In 1970, hikers discovered the Isdal Woman’s body, burned and lying on a remote slope surrounded by an umbrella, melted plastic bottles, what may have been a passport cover, and more. Her clothes and possessions were scraped clean of any kind of identifying marks or labels. Later, the police found that she left two suitcases at the Bergen train station, containing sunglasses with her fingerprints on the lenses, a hairbrush, a prescription bottle of eczema cream, several wigs, and glasses with clear lenses. Again, all labels and other identifying marks had been removed, even from the prescription cream. A notepad found inside was filled with handwritten letters that looked like a code. A shopping bag led police to a shoe store, where, finally, an employee remembered selling rubber boots just like the ones found on the woman’s body.

Eventually, the police discovered that she had stayed in different hotels all over the country under different names, which would have required passports under several different aliases. This strongly suggests that she was a spy. Though she was both burned alive and had a stomach full of undigested sleeping pills, the police eventually ruled the death a suicide, unable to track down any evidence that they could tie to her murder.

But some of the forensic data that can help solve her case still exists. The Isdal Woman’s jaw was preserved in a forensic archive, allowing researchers from the University of Canberra in Australia to use isotopic analysis to figure out where she came from, based on the chemical traces left on her teeth while she was growing up. It’s the first time this technique has been used in a Norwegian criminal investigation.

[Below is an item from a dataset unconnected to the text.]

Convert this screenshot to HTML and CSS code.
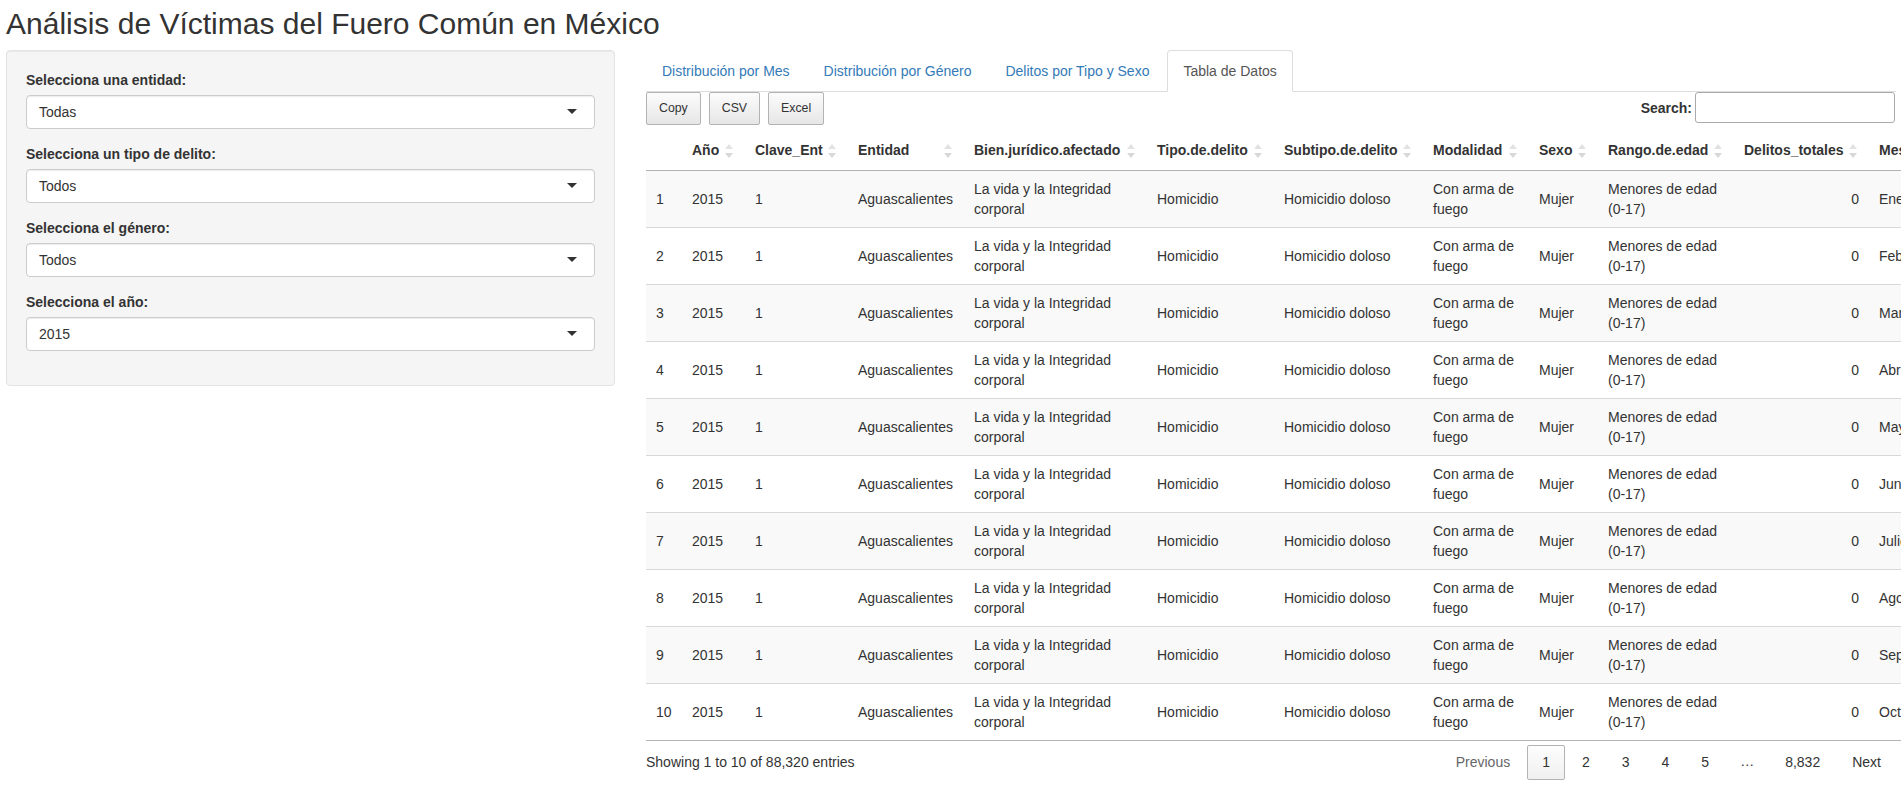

The isotopic analysis was so effective that the researchers can tell that she probably grew up in eastern or central Europe, then moved west toward France during her adolescence, possibly just before or during World War II. Previous studies of her handwriting have indicated that she learned to write in France or in another French-speaking country.

Narrowing down the woman’s origins to such a specific region could help find someone who knew her, or reports of missing women who matched her description. The case is still a long way from solved, but the search is now much narrower than it had been in the mystery's long history.